Des fois, j’ai envie de tout claquer. Quitter la grande ville pour une petite maison avec jardin dans un coin perdu, quelque part sur un plateau montagnard.

Oublier les bruits des voitures.

Oublier les sacs de couchage sous les porches et les tentes sous les ponts.

Oublier les pétards à toute heure.

Oublier les violences policières, les LBD et les lacrymogènes qui brûlent les yeux et la gorge.

Oublier les « Hey mademoiselle, t’as un 06 ? » qui se transforme en « Salope ».

Oublier la chaleur des rues grises.

Oublier le stress du boulot.

Oublier les exhibitionnistes.

Oublier le pavanement des riches, fiers d’avoir appauvri d’autres.

Oublier les violences vécues par cette femme, horreurs que lui a fait subir son mari en toute impunité.

Oublier les SUVs qui essaient d’écraser les personnes à pieds et à vélo.

Oublier les contrôles d’identité à la tête et à la couleur de peau.

Oublier les autocollants néonazis.

Oublier la justice aveugle face à cette femme qui hurle dans le vide.

Oublier les malentendus et les incompréhensions face aux autres.

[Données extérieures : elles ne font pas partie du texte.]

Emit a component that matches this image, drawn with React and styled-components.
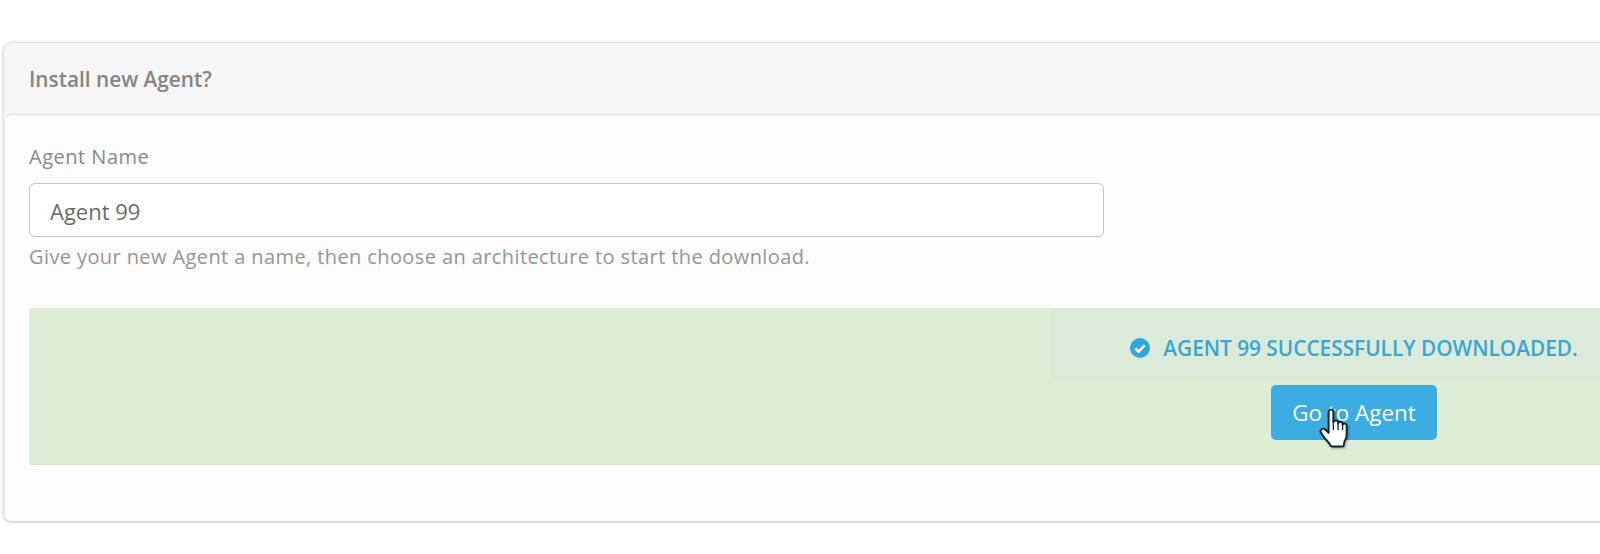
import React from "react";
import styled, { createGlobalStyle } from "styled-components";

const GlobalStyle = createGlobalStyle`
  html, body {
    margin: 0;
    padding: 0;
    background: #fff;
    overflow: hidden;
  }
  body {
    font-family: "Open Sans", "Noto Sans", sans-serif;
  }
`;

const Page = styled.div`
  width: 1600px;
  height: 554px;
  overflow: hidden;
  padding: 43px 0 0 4px;
  box-sizing: border-box;
`;

const Card = styled.section`
  width: 1679px;
  height: 478px;
  box-sizing: border-box;
  background: #f6f6f6;
  border-radius: 7px;
  box-shadow: 0 0 4px rgba(0, 0, 0, 0.2), 0 1px 3px rgba(0, 0, 0, 0.14);
  display: flex;
  flex-direction: column;
`;

const CardHeader = styled.header`
  height: 71px;
  flex: none;
  display: flex;
  align-items: center;
  padding-left: 25px;
  font-size: 20.8px;
  font-weight: 600;
  color: #858585;
`;

const CardBody = styled.div`
  flex: 1;
  background: #fcfcfc;
  border-top: 1px solid #dedede;
  border-left: 1px solid #f0f0f0;
  border-radius: 7px 0 7px 7px;
  padding: 29px 26px 0 24px;
`;

const Label = styled.label`
  display: block;
  font-size: 20px;
  letter-spacing: 0.5px;
  line-height: 26px;
  color: #8a8a8a;
  margin-bottom: 13px;
`;

const NameInput = styled.input`
  display: block;
  width: 1075px;
  height: 54px;
  box-sizing: border-box;
  padding: 2px 20px 0;
  border: 1px solid #c4c4c4;
  border-radius: 6px;
  background: #fff;
  font-family: inherit;
  font-size: 22px;
  color: #6a6a6a;
  outline: none;
`;

const Hint = styled.p`
  margin: 7px 0 0;
  font-size: 20px;
  letter-spacing: 0.4px;
  line-height: 26px;
  color: #969696;
`;

const Banner = styled.div`
  margin-top: 38px;
  height: 157px;
  background: #deeed6;
  border-bottom: 1px solid #d2e4c9;
  border-radius: 4px 0 0 4px;
  box-sizing: border-box;
  display: flex;
  justify-content: flex-end;
`;

const BannerColumn = styled.div`
  width: 606px;
  display: flex;
  flex-direction: column;
  align-items: center;
`;

const Message = styled.div`
  align-self: stretch;
  height: 72px;
  flex: none;
  box-sizing: border-box;
  padding-top: 8px;
  background: #dcead9;
  display: flex;
  align-items: center;
  justify-content: center;
  gap: 13px;
  font-size: 20.8px;
  font-weight: 600;
  color: #39a6d4;
  text-transform: uppercase;
`;

const CheckBadge = styled.svg`
  width: 20px;
  height: 20px;
  flex: none;
`;

const ButtonWrap = styled.div`
  position: relative;
  margin-top: 5px;
`;

const Button = styled.button`
  display: block;
  width: 166px;
  height: 55px;
  border: none;
  border-radius: 5px;
  background: #3bade2;
  color: #fff;
  font-family: inherit;
  font-size: 22.4px;
  padding: 0;
`;

const Cursor = styled.svg`
  position: absolute;
  left: 48px;
  top: 23px;
  width: 30px;
  height: 42px;
  pointer-events: none;
  filter: drop-shadow(1px 1px 1px rgba(0, 0, 0, 0.35));
`;

const App = () => (
  <>
    <GlobalStyle />
    <Page>
      <Card>
        <CardHeader>Install new Agent?</CardHeader>
        <CardBody>
          <Label htmlFor="agent-name">Agent Name</Label>
          <NameInput id="agent-name" defaultValue="Agent 99" />
          <Hint>Give your new Agent a name, then choose an architecture to start the download.</Hint>
          <Banner>
            <BannerColumn>
              <Message>
                <CheckBadge viewBox="0 0 20 20">
                  <circle cx="10" cy="10" r="10" fill="#2fa6dc" />
                  <path d="M5.4 10.4l3.2 3.2 6-6.2" fill="none" stroke="#fff" strokeWidth="2.6" />
                </CheckBadge>
                Agent 99 successfully downloaded.
              </Message>
              <ButtonWrap>
                <Button>Go to Agent</Button>
                <Cursor viewBox="0 0 28 38">
                  <path
                    d="M9 3.2c0-3 4.4-3 4.4 0v9.6c.2-2.4 4.2-2.4 4.4 0v1c.3-2.2 4-2.2 4.2.2v1.2c.4-1.800 3.800-1.600 3.800.8v8.500c0 2-.6 3.600-1.600 5.200-.7 1.200-1 2.400-1 4.200 0 .9-.5 1.400-1.400 1.400H12.400c-1 0-1.500-.4-1.900-1.300-1-2-2.600-3.600-4.400-5.600-1.600-1.800-3-3.900-4.300-6.100-1.500-2.600 1.800-4.800 4-2.800l3.200 3.100Z"
                    fill="#fff"
                    stroke="#12263a"
                    strokeWidth="1.8"
                    strokeLinejoin="round"
                  />
                  <path d="M13.400 13v7M17.800 14v6M22 15.400V20" fill="none" stroke="#12263a" strokeWidth="1.200" />
                </Cursor>
              </ButtonWrap>
            </BannerColumn>
          </Banner>
        </CardBody>
      </Card>
    </Page>
  </>
);

export default App;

Oublier les hommes qui se promènent avec des barres de fer pour que d’autres puissent imposer des relations sexuelles sans s’inquiéter.

Oublier les mains au cul.

Oublier les squats qui brûlent.

Oublier les viols dans les centres d’hébergement.

Oublier l’odeur des pots d’échappement.

Oublier la peur.

Oublier la colère.

Un peu de Trièves

Et je passerais mes journées les mains dans la terre et à écrire. J’observerais mon chat observer les herbes mouvantes. J’apprendrais à reconnaître les chants des oiseaux. J’écouterais le tintement des cloches des vaches et le bruissement des feuilles. Je grimperais tous les sommets environnants et sentirais tomber dans un joyeux cliquetis les entraves autour de mon cœur. Et le soir, je regarderais le soleil se coucher sur les falaises qui prendront des reflets dorés. Mon compagne poserait alors la tête sur mes genoux et nous regarderions la voie lactée se lever sous les murmures de la nuit.

L’Obiou

Sauf que des gens continueront à dormir dans les rues.

Sauf que les femmes continueront à être considérées comme des paillassons.

Sauf que les gens qui lèvent la tête seront toujours réprimées à coup de matraque.

Sauf que des personnes continueront d’être systématiquement considérées comme coupables de ne pas avoir la bonne couleur de peau et d’être discriminées et d’être agressées.

Sauf que des gens continueront à galérer pour se nourrir à la fin du mois.

Sauf que.

Collage à Mens : “Une maison vide. Six mois pour trouver un logement”

Et peu de personnes ont les moyens de prendre la tangente dans un coin perdu, quelque part sur un plateau montagnard.

Alors je reste, encore un peu, jusqu’à la prochaine fois, en fleurissant mon balcon.

Une fleur de balcon

PS : j’ai eu envie d’écrire ce texte suite à l’écoute du podcast « Ecoféminisme, 1er volet : Défendre nos territoires » , quelque part sur la route du Trièves. C’est beau, le Trièves.